A friend recently posted a link on Facebook to a blog entry by Meg Meeker, M.D. entitled “Mom: Your Kids Love Your Squishy Hugs.” (http://www.megmeekermd.com/2012/11/mom-your-kids-love-your-squishy-hugs/) I thoroughly enjoyed reading Dr. Meeker’s explanation of how children perceive their mothers. She provides excellent insight into what truly matters to our kids when it comes to the motherly physique, and, even more importantly, she gives us an excuse not to work out! Okay, not really, but she did get me to start thinking about how my children see me. This, in turn, caused me to think about how I saw my own mother when I was small.
These days I have a hard time remembering my own last name, but, surprisingly, I was actually able to drum up some memories from my childhood about how I saw my mom.
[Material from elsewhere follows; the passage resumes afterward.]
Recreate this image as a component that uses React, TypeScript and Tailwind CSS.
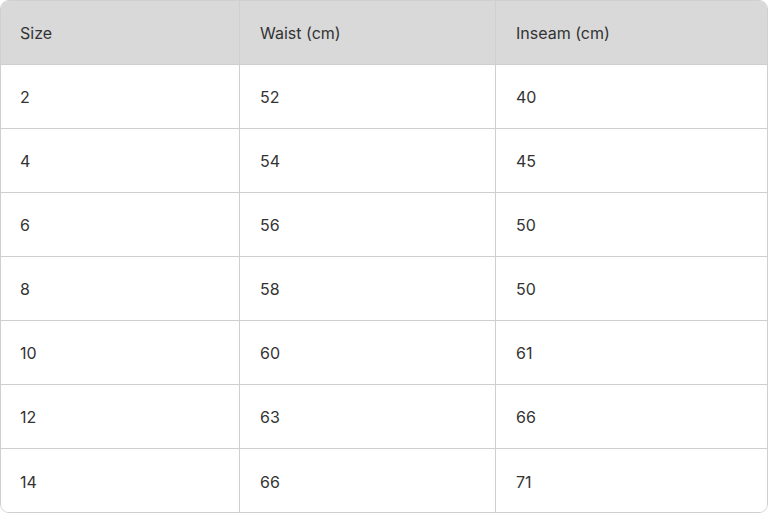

I recall thinking that my mother was the most beautiful woman. I even remember feeling sorry for other kids I knew whose moms weren’t as beautiful as mine. In my shallowness, I wondered if they loved their own moms as much as I loved mine despite their poor mothers’ shortcomings in the looks department. It’s awful, but true.
When I see my mother now, I still see the most beautiful woman. Even through my grown up eyes, my mother is stunning. Age has not changed how I see her physical appearance. It has merely enhanced my view of her. I now see so much more of what makes my mother so special, so unique. She is wise and kind and full of grace. She is infinitely giving of herself. She is patient and gentle. She knows so much, but is always eager to learn. She is extremely creative and so much fun. She radiates joy and peace. On the rare occasion that she is wrong, she is quick to ask for forgiveness. She is even quicker to give it. My mom is warm and welcoming, nurturing and hospitable. She is strong and, yet, humble. At the root of all that my mother is, she loves God with her whole heart, and that love overflows to everyone she meets.
I could go on, but I’ll stop for now. I know she will read this, and I don’t want her to get a big head. (Just kidding, Mom.) I only hope that someday my children will be able to see the same qualities in me that I am blessed to see in my mom.